What are computer chips made of?
In short, computer chips are made of metal and silicon – or something that conducts electricity well, and something that doesn’t conduct it as effectively.
Computer chips are (in very, very brief) a series of transistors: switches, which are used to compute data. These transistors require a substance known as a semiconductor to work – which is why they’re also referred to as semiconductor chips.
Semiconductors are materials that normally don’t conduct electricity (insulators), but can conduct if a small amount of energy is applied.
“Metals are great because they conduct electricity, but they’re not good for switches because there’s really nothing you can do to turn off that conduction,” says Michael Fuhrer, a professor of physics at Monash University and director of the ARC Centre of Excellence for Future Low-Energy Electronics Technologies (FLEET).
“Semiconductors would be insulators and not conductive at all, which is what makes the ‘off state’, but then if you put in an extra charge, they start conducting.”
There are a few materials that can be used as semiconductors, but silicon is the substance of choice.
But the problem is not resources – it’s the skills and technology required to make the chips.
“Silicon is the second most common material [in the Earth’s crust] by mass. The bottle neck here is on the supply-chain,” says Duy Phu Tran, a researcher at the Future Industries Institute at the University of South Australia.
How are they made?
“This is a long and complex process involved using state-of-the art facilities and highly skilled personnel,” says Tran.
The construction of modern computer chips needs very specific expertise and equipment to work, which is why it’s not easy to increase the supply of chips when demand goes up.
“You can’t just simply start making more,” says Fuhrer. “You have to build $10 billion factories in order to make the chips.”
One of the requirements is that conditions need to be very clean.

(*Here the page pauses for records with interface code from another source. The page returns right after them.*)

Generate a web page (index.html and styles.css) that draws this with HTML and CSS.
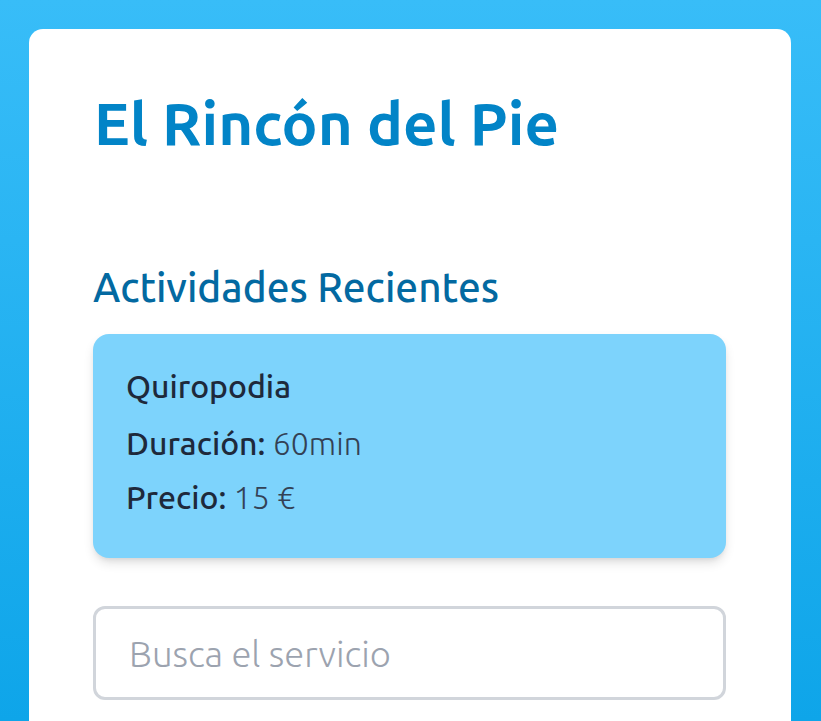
FILE: index.html
```html
<!DOCTYPE html>
<html lang="es">
<head>
  <meta charset="UTF-8">
  <title>El Rincón del Pie</title>
  <link rel="stylesheet" href="styles.css">
</head>
<body>

<div class="container">
  <h1 class="titulo">El Rincón del Pie</h1>

  <h2 class="subtitulo">Actividades Recientes</h2>

  <!-- Tarjeta de actividad -->
  <div class="actividad">
    <h3>Quiropodia</h3>
    <p><span class="etiqueta">Duración:</span> 60min</p>
    <p><span class="etiqueta">Precio:</span> 15 €</p>
  </div>

  <input type="text" class="buscador" placeholder="Busca el servicio">
</div>

</body>
</html>
```

FILE: styles.css
```css
* {
  box-sizing: border-box;
}

body {
  margin: 0;
  height: 100vh;
  padding: 29px 30px 0 29px;
  background: linear-gradient(to bottom, #38bdf8, #0ea5e9);
  font-family: "Ubuntu", "Noto Sans", "Open Sans", sans-serif;
  overflow: hidden;
}

.container {
  background: white;
  border-radius: 14px 14px 0 0;
  padding: 64px 65px 64px 64px;
  height: 100%;
}

.titulo {
  margin: 0 0 0 1px;
  font-size: 60px;
  line-height: 1;
  font-weight: 700;
  color: #0284c7;
}

.subtitulo {
  margin: 109px 0 22px;
  font-size: 40.6px;
  line-height: 50px;
  font-weight: 500;
  color: #0369a1;
}

.actividad {
  background: #7dd3fc;
  border-radius: 16px;
  padding: 32px 33px 41px;
  box-shadow: 0 6px 12px -2px rgba(0,0,0,0.14), 0 3px 6px -3px rgba(0,0,0,0.1);
}

.actividad h3 {
  margin: 0 0 17px;
  font-size: 32px;
  line-height: 40px;
  font-weight: 500;
  color: #1e293b;
}

.actividad p {
  margin: 14px 0 0;
  font-size: 32px;
  line-height: 40px;
  font-weight: 300;
  color: #334155;
}

.actividad h3 + p {
  margin-top: 0;
}

.etiqueta {
  font-weight: 500;
  color: #1e293b;
}

.buscador {
  display: block;
  width: 100%;
  margin-top: 48px;
  height: 94px;
  padding: 0 33px;
  border: 3px solid #d1d5db;
  border-radius: 12px;
  font-family: inherit;
  font-size: 36.4px;
  font-weight: 300;
  color: #334155;
  outline: none;
}

.buscador::placeholder {
  color: #9ca3af;
}
```
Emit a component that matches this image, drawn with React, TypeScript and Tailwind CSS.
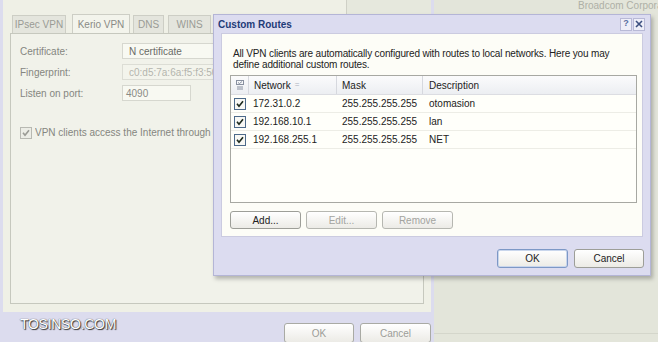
const routes = [
  { network: '172.31.0.2', mask: '255.255.255.255', description: 'otomasion' },
  { network: '192.168.10.1', mask: '255.255.255.255', description: 'lan' },
  { network: '192.168.255.1', mask: '255.255.255.255', description: 'NET' },
];

function CheckBox({ disabled = false }: { disabled?: boolean }) {
  return (
    <svg width="12" height="12" viewBox="0 0 12 12" className="shrink-0">
      <rect x="0.5" y="0.5" width="11" height="11" fill={disabled ? '#ecede6' : '#f8f8f4'} stroke={disabled ? '#b8b9b2' : '#4d6a8a'} />
      <path d="M3 5.8 L5 8.3 L9 3.2" fill="none" stroke={disabled ? '#9a9b95' : '#1d2a1d'} strokeWidth="1.6" />
    </svg>
  );
}

function XpButton({ label, className = '' }: { label: string; className?: string }) {
  return (
    <div
      className={`flex items-center justify-center rounded-[3px] border bg-gradient-to-b from-white to-[#ecebe6] text-[10px] ${className}`}
    >
      {label}
    </div>
  );
}

function BackgroundDialog() {
  return (
    <div className="flex h-full w-[434px] shrink-0 flex-col bg-[#dcdcee] px-[3px]">
      <div className="flex flex-1 flex-col bg-[#eff0e6]">
        <div className="flex h-[14px] shrink-0">
          <div className="flex-1" />
          <div className="w-[85px] border-l border-[#cfd0c6] bg-[#e6e8dd]" />
        </div>
        <div className="flex h-[19px] items-end pl-[9px] text-[10px] text-[#9a9b95]">
          <div className="mr-[6px] flex h-[18px] w-[54px] items-center justify-center border border-b-0 border-[#cdcec5] bg-[#e4e5dd]">IPsec VPN</div>
          <div className="mr-[3px] flex h-[19px] w-[58px] items-center justify-center border border-b-0 border-[#cdcec5] bg-[#f3f4ec] text-[#8a8b86]">Kerio VPN</div>
          <div className="mr-[4px] flex h-[18px] w-[31px] items-center justify-center border border-b-0 border-[#cdcec5] bg-[#e4e5dd]">DNS</div>
          <div className="flex h-[18px] w-[43px] items-center justify-center border border-b-0 border-[#cdcec5] bg-[#e4e5dd]">WINS</div>
        </div>
        <div className="mx-[7px] flex h-[271px] flex-col border border-[#c6c8be] bg-[#f1f2ea] px-[9px] pt-[9px] text-[10px] text-[#85867f]">
          <div className="flex h-[16px] items-center">
            <span className="w-[102px]">Certificate:</span>
            <div className="flex h-[16px] w-[200px] items-center border border-[#d6d7cf] bg-[#f8f9f2] pl-[6px] text-[#6a6b66]">N certificate</div>
          </div>
          <div className="mt-[5px] flex h-[16px] items-center">
            <span className="w-[102px]">Fingerprint:</span>
            <div className="flex h-[16px] w-[200px] items-center border border-[#dcddd5] bg-[#f3f4ec] pl-[6px] text-[#b4b5ae]">c0:d5:7a:6a:f5:f3:50</div>
          </div>
          <div className="mt-[5px] flex h-[16px] items-center">
            <span className="w-[102px]">Listen on port:</span>
            <div className="flex h-[16px] w-[69px] items-center border border-[#d6d7cf] bg-[#f8f9f2] pl-[3px] text-[#8a8b85]">4090</div>
          </div>
          <div className="mt-[24px] flex items-center gap-[3px] whitespace-nowrap">
            <CheckBox disabled />
            <span className="w-[176px] overflow-hidden">VPN clients access the Internet through the VPN server</span>
          </div>
        </div>
        <div className="h-[8px]" />
      </div>
      <div className="flex h-[30px] shrink-0 items-start justify-end gap-[6px] pt-[11px]">
        <XpButton label="OK" className="h-[20px] w-[70px] border-[#a9aaa4] text-[#9c9d98]" />
        <XpButton label="Cancel" className="h-[20px] w-[71px] border-[#a9aaa4] text-[#9c9d98]" />
      </div>
    </div>
  );
}

function CustomRoutes() {
  return (
    <div className="absolute left-[213px] top-[14px] flex h-[262px] w-[438px] flex-col border border-[#b4b5d6] bg-[#dcdcf0] shadow-[2px_3px_4px_rgba(0,0,0,0.25)]">
      <div className="flex h-[18px] shrink-0 items-center justify-between pl-[4px] pr-[5px]">
        <span className="text-[10px] font-bold text-[#1f3b78]">Custom Routes</span>
        <div className="flex gap-[1px]">
          <div className="flex h-[13px] w-[12px] items-center justify-center border border-[#b8b9d6] bg-[#eeeef8] text-[9px] font-bold text-[#5a6ea0]">?</div>
          <div className="flex h-[13px] w-[12px] items-center justify-center border border-[#b8b9d6] bg-[#eeeef8]">
            <svg width="8" height="8" viewBox="0 0 8 8">
              <path d="M1 1 L7 7 M7 1 L1 7" stroke="#3c4f80" strokeWidth="1.6" />
            </svg>
          </div>
        </div>
      </div>
      <div className="mx-[7px] flex h-[204px] flex-col border border-[#cbcbe0] bg-[#fdfdf7] pl-[8px] pr-[5px] pt-[14px] text-[10px] text-[#222]">
        <p className="pl-[3px] leading-[11px] tracking-[-0.15px]">
          All VPN clients are automatically configured with routes to local networks. Here you may
          <br />
          define additional custom routes.
        </p>
        <div className="mt-[5px] flex h-[128px] flex-col border border-[#a7a8a2] bg-[#fffffa]">
          <div className="flex h-[19px] shrink-0 border-b border-[#dcdde2] bg-gradient-to-b from-[#fbfbfc] to-[#eceef2]">
            <div className="flex w-[18px] items-center justify-center border-r border-[#d6d8de]">
              <svg width="8" height="11" viewBox="0 0 8 11">
                <rect x="0.5" y="0.5" width="7" height="4" fill="none" stroke="#8890a0" />
                <path d="M1 7 H7 M1 9 H7" stroke="#8890a0" />
                <path d="M2 2.5 L3.5 3.5 L6 1.5" stroke="#8890a0" fill="none" />
              </svg>
            </div>
            <div className="flex w-[88px] items-center gap-[4px] border-r border-[#d6d8de] pl-[5px]">
              Network
              <span className="text-[8px] text-[#aab0bc]">=</span>
            </div>
            <div className="flex w-[86px] items-center border-r border-[#d6d8de] pl-[5px]">Mask</div>
            <div className="flex flex-1 items-center pl-[6px]">Description</div>
          </div>
          {routes.map((r) => (
            <div key={r.network} className="flex h-[18px] shrink-0 items-center border-b border-[#ededE6]">
              <div className="flex w-[18px] justify-center">
                <CheckBox />
              </div>
              <div className="w-[88px] pl-[4px]">{r.network}</div>
              <div className="w-[86px] pl-[5px]">{r.mask}</div>
              <div className="flex-1 pl-[6px]">{r.description}</div>
            </div>
          ))}
        </div>
        <div className="mt-[8px] flex gap-[5px]">
          <XpButton label="Add..." className="h-[18px] w-[71px] border-[#9d9e98] text-[#222]" />
          <XpButton label="Edit..." className="h-[18px] w-[71px] border-[#b6b7b1] text-[#a3a49f]" />
          <XpButton label="Remove" className="h-[18px] w-[71px] border-[#b6b7b1] text-[#a3a49f]" />
        </div>
      </div>
      <div className="flex flex-1 items-start justify-end gap-[6px] pr-[6px] pt-[12px]">
        <XpButton label="OK" className="h-[19px] w-[71px] border-[#7d98c6] text-[#222] shadow-[inset_0_0_0_1px_#c9d6ec]" />
        <XpButton label="Cancel" className="h-[19px] w-[70px] border-[#9d9e98] text-[#222]" />
      </div>
    </div>
  );
}

export default function App() {
  return (
    <div className="relative flex h-[342px] w-[658px] overflow-hidden bg-[#e3e5da] font-['Liberation_Sans',Arial,sans-serif]">
      <BackgroundDialog />
      <div className="flex flex-1 flex-col">
        <div className="flex justify-end overflow-hidden text-[10px] leading-[12px] text-[#aeb0a6] whitespace-nowrap">
          <span className="w-[80px] overflow-hidden">Broadcom Corporation</span>
        </div>
        <div className="flex-1" />
        <div className="mb-[8px] border-t border-[#d4d6cb]" />
      </div>
      <CustomRoutes />
      <div className="absolute left-[20px] top-[314px] text-[14px] tracking-[-0.3px] text-white [text-shadow:0_0_1px_#222,1px_1px_1px_#333]">
        TOSINSO.COM
      </div>
    </div>
  );
}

Microchips are now being manufactured on the scale of nanometres. Dust particles are usually micrometres in length – or about 1,000 times that size – so dust alone poses a large risk to the manufacturing process.
To remedy this, most of the manufacturing happens in a cleanroom, with highly purified air and water to keep the process sterile.
“In the cleanroom, chip manufacturing is generally comprised with materials deposition, etching, wafer patterning, and modification of electrical properties,” says Tran.
“Modern chips require more than 300 sequenced processing steps, with zero mistakes.”
They also need a “huge amount of ultra-pure water for cleaning in each step”.
“It is reported that ~8000 litres of ultra-pure water is required to produce ~100 chips. Chip manufacturing plant like TSMC [in Taiwan] alone used 156 megalitres of water daily in 2019.”
Which is why a nation like Taiwan, which usually has abundant water, has focussed on chip production, and why the drought now places this in question.
Do we have any alternative ways to make chips?
Not immediately. Our computing equipment depends on the silicon chip, which means that any changes made at that level of manufacture are going to need entirely new systems to put themselves in.
Fuhrer leads the FLEET research centre, which is searching for basic physics alternatives to silicon chips. “It’s a huge area of basic research around the world,” he says. “There are many competing ideas.”
“New types of semiconductor materials are being researched and prototyped every year,” adds Tran. He highlights quantum chips as a possible solution. “Most notable is silicon qubits, photonic-based qubits and graphene-based qubits.”
But all of these solutions are going to take years, rather than months, to develop. For now, the chip shortage will continue, even if the drought recedes.
“It is hard to imagine what the world will look like without these tiny chips,” says Tran, in summary.